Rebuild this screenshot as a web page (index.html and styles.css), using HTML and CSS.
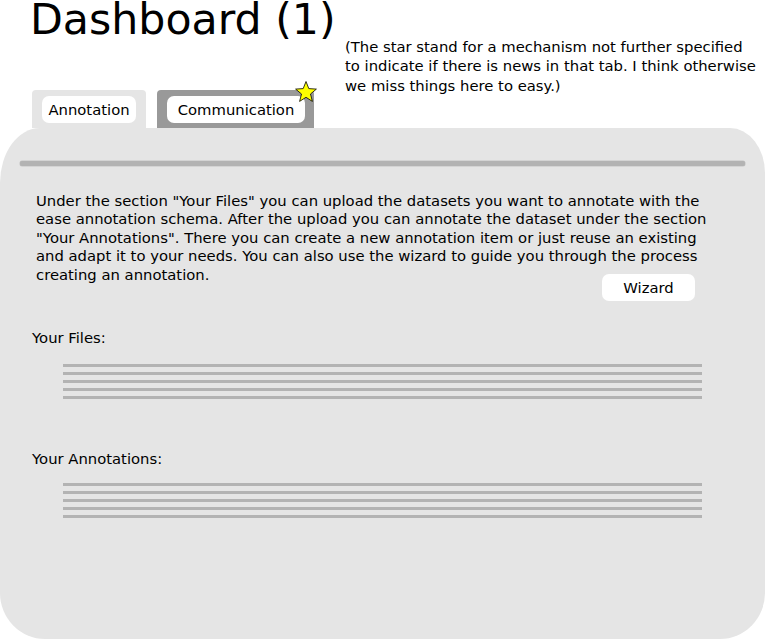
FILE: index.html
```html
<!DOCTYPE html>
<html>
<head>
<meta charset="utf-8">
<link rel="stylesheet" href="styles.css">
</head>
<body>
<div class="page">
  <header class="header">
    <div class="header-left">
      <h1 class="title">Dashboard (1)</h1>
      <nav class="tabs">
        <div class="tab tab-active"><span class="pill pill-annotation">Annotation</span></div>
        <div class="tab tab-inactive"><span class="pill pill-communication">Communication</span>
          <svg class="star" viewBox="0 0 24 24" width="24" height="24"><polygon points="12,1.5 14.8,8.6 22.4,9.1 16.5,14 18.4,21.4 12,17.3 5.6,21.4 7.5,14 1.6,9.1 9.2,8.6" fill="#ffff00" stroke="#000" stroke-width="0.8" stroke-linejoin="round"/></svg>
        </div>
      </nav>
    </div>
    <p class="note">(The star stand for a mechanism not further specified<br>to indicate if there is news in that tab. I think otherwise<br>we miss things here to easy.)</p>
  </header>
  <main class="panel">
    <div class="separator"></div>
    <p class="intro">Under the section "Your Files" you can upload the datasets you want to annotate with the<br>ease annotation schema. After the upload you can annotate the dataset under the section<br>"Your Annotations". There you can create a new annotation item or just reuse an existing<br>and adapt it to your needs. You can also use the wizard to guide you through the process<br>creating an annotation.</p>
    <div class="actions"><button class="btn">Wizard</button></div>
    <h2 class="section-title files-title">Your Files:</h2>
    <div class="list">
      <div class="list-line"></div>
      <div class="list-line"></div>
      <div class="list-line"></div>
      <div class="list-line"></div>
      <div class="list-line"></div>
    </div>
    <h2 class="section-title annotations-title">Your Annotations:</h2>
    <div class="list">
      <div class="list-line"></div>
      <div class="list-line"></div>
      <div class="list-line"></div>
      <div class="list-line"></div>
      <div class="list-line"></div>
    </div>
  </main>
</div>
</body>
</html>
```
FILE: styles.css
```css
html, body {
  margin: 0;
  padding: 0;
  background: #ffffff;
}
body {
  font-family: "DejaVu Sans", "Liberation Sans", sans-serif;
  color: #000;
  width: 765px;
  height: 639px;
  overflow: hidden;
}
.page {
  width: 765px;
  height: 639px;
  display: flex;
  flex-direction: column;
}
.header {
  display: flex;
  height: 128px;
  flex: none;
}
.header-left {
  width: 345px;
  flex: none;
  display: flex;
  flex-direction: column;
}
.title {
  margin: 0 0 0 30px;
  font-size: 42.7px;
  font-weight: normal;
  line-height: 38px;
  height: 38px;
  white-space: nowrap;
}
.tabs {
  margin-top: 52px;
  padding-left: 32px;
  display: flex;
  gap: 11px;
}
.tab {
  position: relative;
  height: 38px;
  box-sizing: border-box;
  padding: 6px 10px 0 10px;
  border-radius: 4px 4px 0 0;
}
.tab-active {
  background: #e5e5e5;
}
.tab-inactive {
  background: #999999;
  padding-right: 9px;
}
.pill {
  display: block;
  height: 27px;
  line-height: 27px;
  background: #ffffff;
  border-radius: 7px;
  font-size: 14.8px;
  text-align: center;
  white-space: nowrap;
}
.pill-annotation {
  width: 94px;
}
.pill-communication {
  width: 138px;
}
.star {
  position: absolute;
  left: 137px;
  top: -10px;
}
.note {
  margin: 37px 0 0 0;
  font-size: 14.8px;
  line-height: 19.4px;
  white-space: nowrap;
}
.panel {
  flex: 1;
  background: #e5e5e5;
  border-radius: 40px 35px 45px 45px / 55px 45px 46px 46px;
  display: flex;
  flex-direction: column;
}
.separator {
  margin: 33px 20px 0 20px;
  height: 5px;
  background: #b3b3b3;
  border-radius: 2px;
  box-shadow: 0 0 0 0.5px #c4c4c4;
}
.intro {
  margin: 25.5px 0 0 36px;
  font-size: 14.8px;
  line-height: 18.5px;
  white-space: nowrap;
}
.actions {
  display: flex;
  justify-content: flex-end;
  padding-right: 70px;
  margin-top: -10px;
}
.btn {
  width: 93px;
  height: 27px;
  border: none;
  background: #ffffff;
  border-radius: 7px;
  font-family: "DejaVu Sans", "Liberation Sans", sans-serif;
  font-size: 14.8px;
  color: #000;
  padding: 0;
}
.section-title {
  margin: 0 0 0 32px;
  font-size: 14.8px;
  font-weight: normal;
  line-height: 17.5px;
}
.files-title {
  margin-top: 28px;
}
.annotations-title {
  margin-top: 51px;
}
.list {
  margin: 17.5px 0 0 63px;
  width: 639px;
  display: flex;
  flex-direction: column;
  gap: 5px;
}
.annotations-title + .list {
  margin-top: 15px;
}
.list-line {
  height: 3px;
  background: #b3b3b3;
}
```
- - -
## SHORT TASK
Without the pictures, print the whole listing exactly as given.

## RESPONSE TO THIS EXERCISE
Rebuild this screenshot as a web page (index.html and styles.css), using HTML and CSS.
FILE: index.html
```html
<!DOCTYPE html>
<html>
<head>
<meta charset="utf-8">
<link rel="stylesheet" href="styles.css">
</head>
<body>
<div class="page">
  <header class="header">
    <div class="header-left">
      <h1 class="title">Dashboard (1)</h1>
      <nav class="tabs">
        <div class="tab tab-active"><span class="pill pill-annotation">Annotation</span></div>
        <div class="tab tab-inactive"><span class="pill pill-communication">Communication</span>
          <svg class="star" viewBox="0 0 24 24" width="24" height="24"><polygon points="12,1.5 14.8,8.6 22.4,9.1 16.5,14 18.4,21.4 12,17.3 5.6,21.4 7.5,14 1.6,9.1 9.2,8.6" fill="#ffff00" stroke="#000" stroke-width="0.8" stroke-linejoin="round"/></svg>
        </div>
      </nav>
    </div>
    <p class="note">(The star stand for a mechanism not further specified<br>to indicate if there is news in that tab. I think otherwise<br>we miss things here to easy.)</p>
  </header>
  <main class="panel">
    <div class="separator"></div>
    <p class="intro">Under the section "Your Files" you can upload the datasets you want to annotate with the<br>ease annotation schema. After the upload you can annotate the dataset under the section<br>"Your Annotations". There you can create a new annotation item or just reuse an existing<br>and adapt it to your needs. You can also use the wizard to guide you through the process<br>creating an annotation.</p>
    <div class="actions"><button class="btn">Wizard</button></div>
    <h2 class="section-title files-title">Your Files:</h2>
    <div class="list">
      <div class="list-line"></div>
      <div class="list-line"></div>
      <div class="list-line"></div>
      <div class="list-line"></div>
      <div class="list-line"></div>
    </div>
    <h2 class="section-title annotations-title">Your Annotations:</h2>
    <div class="list">
      <div class="list-line"></div>
      <div class="list-line"></div>
      <div class="list-line"></div>
      <div class="list-line"></div>
      <div class="list-line"></div>
    </div>
  </main>
</div>
</body>
</html>
```
FILE: styles.css
```css
html, body {
  margin: 0;
  padding: 0;
  background: #ffffff;
}
body {
  font-family: "DejaVu Sans", "Liberation Sans", sans-serif;
  color: #000;
  width: 765px;
  height: 639px;
  overflow: hidden;
}
.page {
  width: 765px;
  height: 639px;
  display: flex;
  flex-direction: column;
}
.header {
  display: flex;
  height: 128px;
  flex: none;
}
.header-left {
  width: 345px;
  flex: none;
  display: flex;
  flex-direction: column;
}
.title {
  margin: 0 0 0 30px;
  font-size: 42.7px;
  font-weight: normal;
  line-height: 38px;
  height: 38px;
  white-space: nowrap;
}
.tabs {
  margin-top: 52px;
  padding-left: 32px;
  display: flex;
  gap: 11px;
}
.tab {
  position: relative;
  height: 38px;
  box-sizing: border-box;
  padding: 6px 10px 0 10px;
  border-radius: 4px 4px 0 0;
}
.tab-active {
  background: #e5e5e5;
}
.tab-inactive {
  background: #999999;
  padding-right: 9px;
}
.pill {
  display: block;
  height: 27px;
  line-height: 27px;
  background: #ffffff;
  border-radius: 7px;
  font-size: 14.8px;
  text-align: center;
  white-space: nowrap;
}
.pill-annotation {
  width: 94px;
}
.pill-communication {
  width: 138px;
}
.star {
  position: absolute;
  left: 137px;
  top: -10px;
}
.note {
  margin: 37px 0 0 0;
  font-size: 14.8px;
  line-height: 19.4px;
  white-space: nowrap;
}
.panel {
  flex: 1;
  background: #e5e5e5;
  border-radius: 40px 35px 45px 45px / 55px 45px 46px 46px;
  display: flex;
  flex-direction: column;
}
.separator {
  margin: 33px 20px 0 20px;
  height: 5px;
  background: #b3b3b3;
  border-radius: 2px;
  box-shadow: 0 0 0 0.5px #c4c4c4;
}
.intro {
  margin: 25.5px 0 0 36px;
  font-size: 14.8px;
  line-height: 18.5px;
  white-space: nowrap;
}
.actions {
  display: flex;
  justify-content: flex-end;
  padding-right: 70px;
  margin-top: -10px;
}
.btn {
  width: 93px;
  height: 27px;
  border: none;
  background: #ffffff;
  border-radius: 7px;
  font-family: "DejaVu Sans", "Liberation Sans", sans-serif;
  font-size: 14.8px;
  color: #000;
  padding: 0;
}
.section-title {
  margin: 0 0 0 32px;
  font-size: 14.8px;
  font-weight: normal;
  line-height: 17.5px;
}
.files-title {
  margin-top: 28px;
}
.annotations-title {
  margin-top: 51px;
}
.list {
  margin: 17.5px 0 0 63px;
  width: 639px;
  display: flex;
  flex-direction: column;
  gap: 5px;
}
.annotations-title + .list {
  margin-top: 15px;
}
.list-line {
  height: 3px;
  background: #b3b3b3;
}
```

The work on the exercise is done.